Do we need a time-out in D evolution?
Charlie
charlie.fats at gmail.com
Tue Jun 5 16:57:35 PDT 2007
BCS wrote:
> Reply to Clay,
>
>> eao197 Wrote:
>>
>>> I'm watching for discussions 'Stepping back and looking at constness
>>> from another angle' here and 'resizeable arrays: T[new]' &
>>> 'preparing for const, final, and invariant' in
>>> digitalmars.D.announce and I'm sad. I occasionally locked to D may
>>> be from 2003 -- it was a constantly changing language. At the end of
>>> 2006 I thought that D is stable enough to start to use it. And in
>>> Jan 2007 the v.1.000 went out. I thought that in near time D would
>>> have only bug fix releases and it is a time when various tools for D
>>> (like libraries and IDEs) would be produced.
>>>
>>> But I was wrong.
>>>
>>> What we have now? The language which keeps their evolution. Lack of
>>> libraries, lack of tools, lack of documentation (books and
>>> tutorials). As a consequence -- lack of users. And we don't get much
>>> new users and new applications without new
>>> libraries/tools/documentation.
>>>
>>> As a programmer I need a stable language. A language in which I can
>>> write a domain-specific library and forget about its maintenace for
>>> three of five years (as for some of my C++ libraries those I wrote
>>> in 2002-2003). I need to write applications and because of that I
>>> need a quality and stable compiler, a quality and stable standard
>>> library, and quality third party libraries. And third party
>>> libraries' writters need a stable tools too.
>>>
>>> But now, when I'm writting some D code, I know that in near feature
>>> the next D version will be here. And that version broke my code
>>> because of consts and new syntax of resizeable arrays. So why to
>>> start a new big project on D if its codebase will be obsolete in few
>>> months?
>>>
>>> And I'm affraid that after adding consts/final/invariant support to D
>>> the language keeps their envolution :(
>>>
>>> Yes consts/final/invariant is a great addition to the language. But D
>>> now is very powerful language. It is now more powerful than C++0x
>>> will be. So may be it is better to stop add new features and make a
>>> stable platform for library/tools writters at first and then for
>>> applications writters? AFAIK, every successful languages were going
>>> such way -- the good initial release and some new releases later
>>> with years of stability beetwen them. And I'm affraid that C++0x
>>> will be here before D would get a stable language with enough
>>> libraries and tools.
>>>
>>> May be it is better to concentrate on improvement of the current
>>> implementation (fast precise GC instead of the current conservative
>>> GC, for example) instead of introducing incompatible changes in the
>>> language?
>>>
>>> And my main question is: will be D a constanly changing language or
>>> will be there some time-outs in its evolution?
>>>
>>> --
>>> Regards,
>>> Yauheni Akhotnikau
>> D 1.0 is locked, the features you are talking about are D 2.0
>> features.
>>
>
> we're all so used to using beta around here that that has almost no
meaning
Agreed, and AFAIK , bug fixes aren't being applied to 1.0 , and they
we're some apparently large bugs
>>> And my main question is: will be D a constanly changing language or
>>> will be there some time-outs in its evolution?
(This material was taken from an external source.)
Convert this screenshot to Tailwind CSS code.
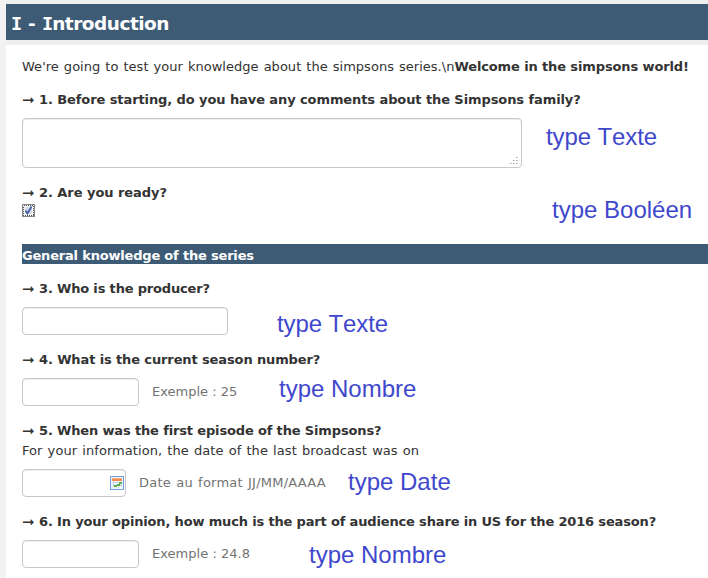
<!DOCTYPE html>
<html lang="en">
<head>
<meta charset="utf-8">
<title>I - Introduction</title>
<script src="https://cdn.jsdelivr.net/npm/@tailwindcss/browser@4"></script>
</head>
<body class="w-[708px] h-[578px] overflow-hidden bg-[#f2f2f2] pl-1.5 font-['DejaVu_Sans',sans-serif] text-[13px] leading-5 text-[#333333]">
<div class="h-[578px] flex flex-col bg-[#eeeeee] pt-1">
  <h1 class="h-9 shrink-0 bg-[#3e5b76] pl-[5px] pt-0.5 text-white font-bold text-[18.5px] leading-9 whitespace-nowrap"><span class="tracking-[-0.5px]"><span class="font-['DejaVu_Sans_Mono',monospace] tracking-[-1px]">I</span><span class="[word-spacing:0.9px]"> - </span><span class="font-['DejaVu_Sans_Mono',monospace] tracking-[-1px]">I</span>ntroduction</span></h1>
  <main class="mt-[5px] flex-1 bg-white pl-4 pt-[11px] whitespace-nowrap">
    <p class="h-5 leading-[22px]"><span class="tracking-[0.02px] [word-spacing:0.9px]">We're going to test your knowledge about the simpsons series.\n</span><b class="tracking-[-0.12px]">Welcome in the simpsons world!</b></p>

    <section class="mt-[13px]">
      <h2 class="flex h-5 font-bold leading-[22px]"><span class="w-[17px] text-[15px]">➞</span><span class="tracking-[-0.09px]">1. Before starting, do you have any comments about the Simpsons family?</span></h2>
      <div class="mt-[9px] flex h-[50px]">
        <div class="w-[500px] h-[50px] flex items-end justify-end rounded-[4px] border border-[#c8c8c8] bg-white shadow-[inset_0_1px_1px_rgba(0,0,0,0.075)]">
          <svg class="mr-[3px] mb-[2px]" width="8" height="8" viewBox="0 0 8 8" fill="#999999" shape-rendering="crispEdges"><path d="M6 0h1v1h-1zM3 3h1v1h-1zM6 3h1v1h-1zM0 6h1v1h-1zM3 6h1v1h-1zM6 6h1v1h-1z"/><path fill="#d4d4d4" d="M7 0h1v1h-1zM4 3h1v1h-1zM7 3h1v1h-1zM1 6h1v1h-1zM4 6h1v1h-1zM7 6h1v1h-1z"/></svg>
        </div>
        <span class="ml-6 mt-[5px] font-['Liberation_Sans',sans-serif] text-[24px] leading-7 tracking-[-0.1px] text-[#3f48cc] [font-kerning:none]">type Texte</span>
      </div>
    </section>

    <section class="mt-[14px] flex h-[62px]">
      <div class="w-[530px]">
        <h2 class="flex h-5 font-bold leading-[22px]"><span class="w-[17px] text-[15px]">➞</span><span class="tracking-[-0.05px]">2. Are you ready?</span></h2>
        <svg class="mt-[2px]" width="13" height="13" viewBox="0 0 13 13"><path fill="#e8e8ea" d="M0 0h13v13H0z"/><rect x=".5" y=".5" width="12" height="12" fill="none" stroke="#888"/><rect x="1.5" y="1.5" width="10" height="10" fill="#f4f4f4" stroke="#555" stroke-dasharray="1 1" shape-rendering="crispEdges"/><path fill="#d5dae4" d="M3 3h7v7H3z"/><path d="M3.5 6.5 5.5 9.5 9.5 2.5" fill="none" stroke="#4860a8" stroke-width="1.8"/></svg>
      </div>
      <span class="mt-[14px] font-['Liberation_Sans',sans-serif] text-[24px] leading-7 text-[#3f48cc] [font-kerning:none]">type Booléen</span>
    </section>

    <h2 class="h-5 bg-[#3e5b76] text-white font-bold leading-[23px]"><span class="tracking-[-0.19px]">General knowledge of the series</span></h2>

    <section class="mt-[14px]">
      <h2 class="flex h-5 font-bold leading-[22px]"><span class="w-[17px] text-[15px]">➞</span><span class="tracking-[-0.17px]">3. Who is the producer?</span></h2>
      <div class="mt-[9px] flex h-7">
        <div class="w-[206px] h-7 rounded-[4px] border border-[#c8c8c8] bg-white shadow-[inset_0_1px_1px_rgba(0,0,0,0.075)]"></div>
        <span class="ml-[49px] mt-[3px] font-['Liberation_Sans',sans-serif] text-[24px] leading-7 tracking-[-0.1px] text-[#3f48cc] [font-kerning:none]">type Texte</span>
      </div>
    </section>

    <section class="mt-[14px]">
      <h2 class="flex h-5 font-bold leading-[22px]"><span class="w-[17px] text-[15px]">➞</span><span class="tracking-[-0.12px]">4. What is the current season number?</span></h2>
      <div class="mt-[9px] flex h-7">
        <div class="w-[117px] h-7 rounded-[4px] border border-[#c8c8c8] bg-white shadow-[inset_0_1px_1px_rgba(0,0,0,0.075)]"></div>
        <span class="ml-[13px] w-[127px] leading-7 text-[#737373]">Exemple : 25</span>
        <span class="-mt-[3px] font-['Liberation_Sans',sans-serif] text-[24px] leading-7 text-[#3f48cc] [font-kerning:none]">type Nombre</span>
      </div>
    </section>

    <section class="mt-[14px]">
      <h2 class="flex h-5 font-bold leading-[22px]"><span class="w-[17px] text-[15px]">➞</span><span class="tracking-[-0.15px]">5. When was the first episode of the Simpsons?</span></h2>
      <p class="h-5 leading-[22px]"><span class="tracking-[0.07px] [word-spacing:0.9px]">For your information, the date of the last broadcast was on</span></p>
      <div class="mt-[9px] flex h-7">
        <div class="w-[104px] h-7 flex items-center justify-end rounded-[4px] border border-[#c8c8c8] bg-white pr-px shadow-[inset_0_1px_1px_rgba(0,0,0,0.075)]">
          <svg width="14" height="14" viewBox="0 0 14 14" shape-rendering="crispEdges"><path fill="#6f9fdc" d="M0 0h14v14H0z"/><path fill="#edf4fc" d="M1 1h12v12H1z"/><path fill="#f58a50" d="M2 2h10v3H2z"/><path fill="#f7ad78" d="M2 2h10v1H2z"/><path fill="#a9bdd4" d="M3 6h2v1H3zM6 6h2v1H6zM3 8h1v2H3zM6 9h2v1H6zM10 9h2v1h-2zM8 11h1v1H8z"/><path fill="#55ab4a" d="M9 6h3v2H9zM7 8h3v2H7zM4 9h3v2H4z"/><path fill="#fff" d="M10 11h3v2h-3z"/></svg>
        </div>
        <span class="ml-[13px] w-[209px] leading-7 tracking-[0.22px] [word-spacing:0.9px] text-[#737373]">Date au format JJ/MM/AAAA</span>
        <span class="-mt-px font-['Liberation_Sans',sans-serif] text-[24px] leading-7 text-[#3f48cc] [font-kerning:none]">type Date</span>
      </div>
    </section>

    <section class="mt-[14px]">
      <h2 class="flex h-5 font-bold leading-[22px]"><span class="w-[17px] text-[15px]">➞</span><span class="tracking-[-0.16px]">6. In your opinion, how much is the part of audience share in US for the 2016 season?</span></h2>
      <div class="mt-[9px] flex h-7">
        <div class="w-[117px] h-7 rounded-[4px] border border-[#c8c8c8] bg-white shadow-[inset_0_1px_1px_rgba(0,0,0,0.075)]"></div>
        <span class="ml-[13px] w-[157px] leading-7 tracking-[0.03px] text-[#737373]">Exemple : 24.8</span>
        <span class="mt-px font-['Liberation_Sans',sans-serif] text-[24px] leading-7 text-[#3f48cc] [font-kerning:none]">type Nombre</span>
      </div>
    </section>
  </main>
</div>
</body>
</html>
I've also been tracking since 2003, its now 1/2 way though 2007, and I
don't think D is anywhere near slowing down, if anything it seems to be
gaining momentum. But I have resigned to using it in commercial stuff,
when D has finally ( I'm genuinely guessing 3 - 4 years ) slowed to a
stop, its going to be an amazing language. And I don't really want it
to stop improving, I did at one point, but I think some of the new stuff
is really going to drive some innovation in the programming world.